PTSD Veterans’ Project: A Chance to Tell Your Story

It’s always encouraging to get a response or comment or even a “like” for one of my blog posts. What’s even more gratifying is when people share their stories and then expand on the idea with resources. Here’s a great example:

The PTSD Project

Vivian of the  PTSD Veterans’ Project read my Friday blog entry and posted this response on the Off the Base Facebook page:

Thank you for sharing this – I have shared this with our community also. Our Project aims to change the national conversation on Post-Traumatic Stress by sharing first-person accounts of hope and victory over PTSD with those who need to hear them the most – other Veterans and their families.

My Father’s War

This week’s blog entry for the PTSD Veterans’ Project was written by Leila Levinson, founder of the online community veteranschildren.com and author of the award-winning book, Gated Grief. I’ve communicated with Leila and planned a future interview about her book that shares accounts from WWII liberators, their families and post-traumatic stress disorder.
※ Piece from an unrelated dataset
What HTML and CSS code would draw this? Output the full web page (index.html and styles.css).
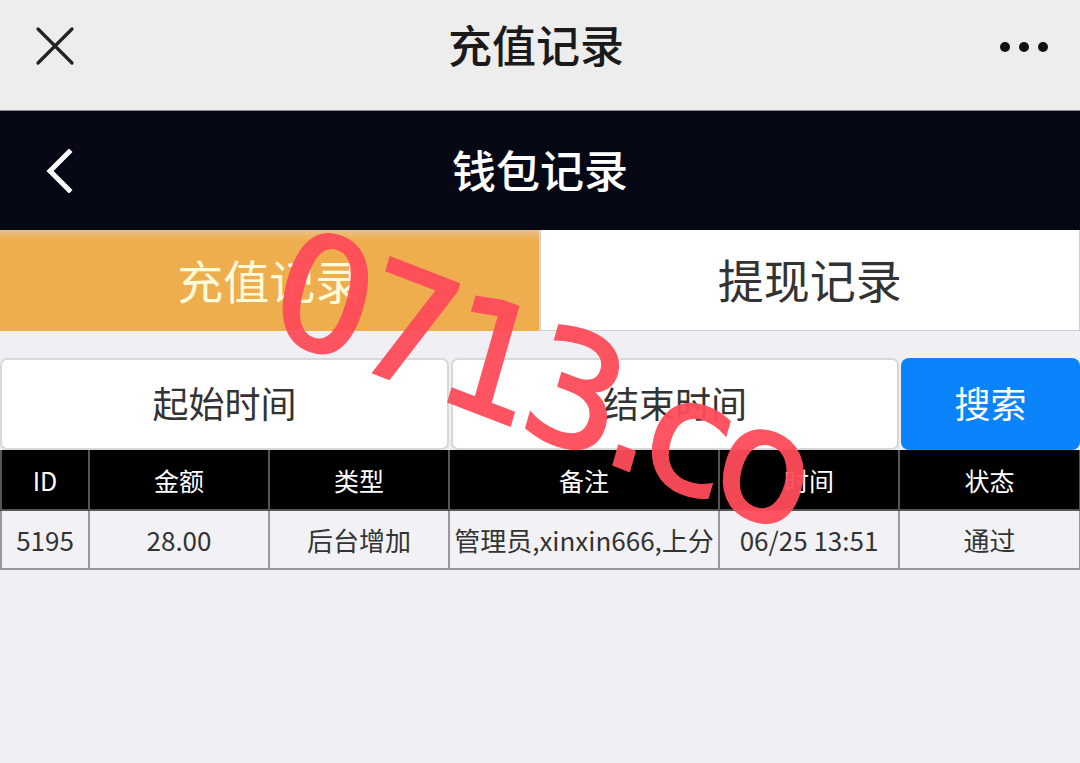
FILE: index.html
```html
<!DOCTYPE html>
<html lang="zh">
<head>
<meta charset="utf-8">
<title>充值记录</title>
<link rel="stylesheet" href="styles.css">
</head>
<body>
<div class="page">
  <header class="topbar">
    <div class="topbar-left"><svg class="close-icon" width="40" height="40" viewBox="0 0 40 40"><path d="M3 3 L37 37 M37 3 L3 37" stroke="#222" stroke-width="3.2" fill="none" stroke-linecap="round"/></svg></div>
    <div class="topbar-title">充值记录</div>
    <div class="topbar-right"><svg class="more-icon" width="56" height="14" viewBox="0 0 56 14"><circle cx="8" cy="7" r="5" fill="#111"/><circle cx="27" cy="7" r="5" fill="#111"/><circle cx="46" cy="7" r="5" fill="#111"/></svg></div>
  </header>
  <nav class="navbar">
    <svg class="back-icon" width="30" height="44" viewBox="0 0 30 44"><path d="M24 3 L5 22 L24 41" stroke="#fff" stroke-width="5" fill="none" stroke-linecap="square"/></svg>
    <div class="navbar-title">钱包记录</div>
  </nav>
  <div class="tabs">
    <div class="tab tab-active">充值记录</div>
    <div class="tab">提现记录</div>
  </div>
  <div class="search">
    <div class="field field-start">起始时间</div>
    <div class="field field-end">结束时间</div>
    <div class="btn-search">搜索</div>
  </div>
  <table class="records">
    <colgroup>
      <col class="c-id"><col class="c-amt"><col class="c-type"><col class="c-note"><col class="c-time"><col class="c-state">
    </colgroup>
    <thead>
      <tr><th>ID</th><th>金额</th><th>类型</th><th>备注</th><th>时间</th><th>状态</th></tr>
    </thead>
    <tbody>
      <tr><td>5195</td><td>28.00</td><td>后台增加</td><td class="note">管理员,xinxin666,上分</td><td>06/25 13:51</td><td>通过</td></tr>
    </tbody>
  </table>
  <div class="watermark">0713.co</div>
</div>
</body>
</html>
```
FILE: styles.css
```css
* { box-sizing: border-box; }
html, body { margin: 0; padding: 0; }
body {
  background: #efeff4;
  font-family: "Noto Sans CJK SC", "Noto Sans", sans-serif;
  width: 1080px;
  height: 763px;
  overflow: hidden;
}
.page { position: relative; width: 1080px; height: 763px; }

.topbar {
  height: 111px;
  background: #ededed;
  border-bottom: 1px solid #8c8c8c;
  display: grid;
  grid-template-columns: 1fr auto 1fr;
  align-items: center;
  padding: 0 27px 22px 35px;
}
.topbar-left { display: flex; padding-top: 4px; }
.topbar-right { display: flex; justify-content: flex-end; padding-top: 5px; }
.close-icon, .more-icon { display: block; }
.topbar-title {
  font-size: 44px;
  color: #1a1a1a;
  font-weight: 500;
  line-height: 1;
  margin-right: 16px;
}

.navbar {
  height: 119px;
  background: #060915;
  display: flex;
  align-items: center;
  position: relative;
}
.back-icon { display: block; margin-left: 45px; margin-top: 0; }
.navbar-title {
  position: absolute;
  left: 0; right: 0;
  top: 36px;
  text-align: center;
  color: #fff;
  font-size: 44px;
  font-weight: 500;
  line-height: 1;
}

.tabs {
  display: flex;
  height: 101px;
}
.tab {
  flex: 1;
  display: flex;
  align-items: center;
  justify-content: center;
  font-size: 46px;
  color: #333;
  background: #fff;
  border: 1px solid #cfcfcf;
  border-top: none;
  padding-bottom: 4px;
}
.tab-active {
  background: linear-gradient(#e9c18a 0, #eeae4e 10px, #eeae4e 100%);
  color: #fffbd8;
  border: none;
  border-right: 1px solid #d9d9d9;
}

.search {
  display: flex;
  gap: 2px;
  margin-top: 27px;
  height: 92px;
}
.field {
  display: flex;
  align-items: center;
  justify-content: center;
  background: #fff;
  border: 2px solid #d8d8d8;
  border-radius: 7px;
  font-size: 36px;
  color: #333;
  padding-bottom: 4px;
}
.field-start { width: 449px; }
.field-end { width: 448px; }
.btn-search {
  flex: 1;
  display: flex;
  align-items: center;
  justify-content: center;
  background: #0b84fb;
  color: #fff;
  border-radius: 8px;
  font-size: 36px;
  padding-bottom: 4px;
}

.records {
  border-collapse: collapse;
  table-layout: fixed;
  width: 1079px;
}
.c-id { width: 88px; }
.c-amt { width: 180px; }
.c-type { width: 180px; }
.c-note { width: 270px; }
.c-time { width: 180px; }
.c-state { width: 181px; }
.records th, .records td {
  border: 2px solid #8e8e8e;
  text-align: center;
  font-size: 25px;
  font-weight: 400;
  padding: 0;
  white-space: nowrap;
  overflow: hidden;
}
.records th {
  background: #000;
  color: #fff;
  height: 60px;
  border-top: none;
  border-color: #555;
}
.records td {
  background: #f2f2f6;
  color: #333;
  height: 59px;
  border-color: #999;
  font-size: 26px;
}
.records td.note { font-size: 26px; letter-spacing: 0; }

.watermark {
  position: absolute;
  left: 300px;
  top: 204px;
  font-family: "DejaVu Sans", sans-serif;
  font-size: 155px;
  color: #ff4b59;
  -webkit-text-stroke: 3px #ff4b59;
  line-height: 1;
  transform-origin: 0 0;
  transform: rotate(21deg) skewX(5deg);
  letter-spacing: -9px;
  opacity: 0.95;
  white-space: nowrap;
  pointer-events: none;
}
```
Photo courtesy of PTSD Veterans' Project

Here’s a portion of Leila’s story written for the PTSD Veterans’ Project:

Until I was five, I knew the silence of a mother who sat at the kitchen table smoking endless cigarettes and drinking bottomless glasses of wine. Then, one day while she and I were shopping, policemen appeared and arrested her for shoplifting. On the way to the station, my mother clutched my arm and pleaded, “Don’t leave me. If you let them take you, I’ll never see you again.” At the station they did take me from her. And I never saw her again.

Silence became my family’s language as well as its atmosphere.

You can read Leila’s full blog entry HERE.

How to Share Your Story

The goal is to change the public’s conversation and perception of PTSD by sharing stories from families. If you would like to share your experience with the PTSD Veterans’ Project:

As Leila’s story shows, this chance to tell your story is open to all – Veterans, spouses, parents, sisters, brothers, aunts, uncles, children, cousins, and friends. The goal is a genuine and open dialogue to better understand how PTSD impacts each and everyone living with the symptoms.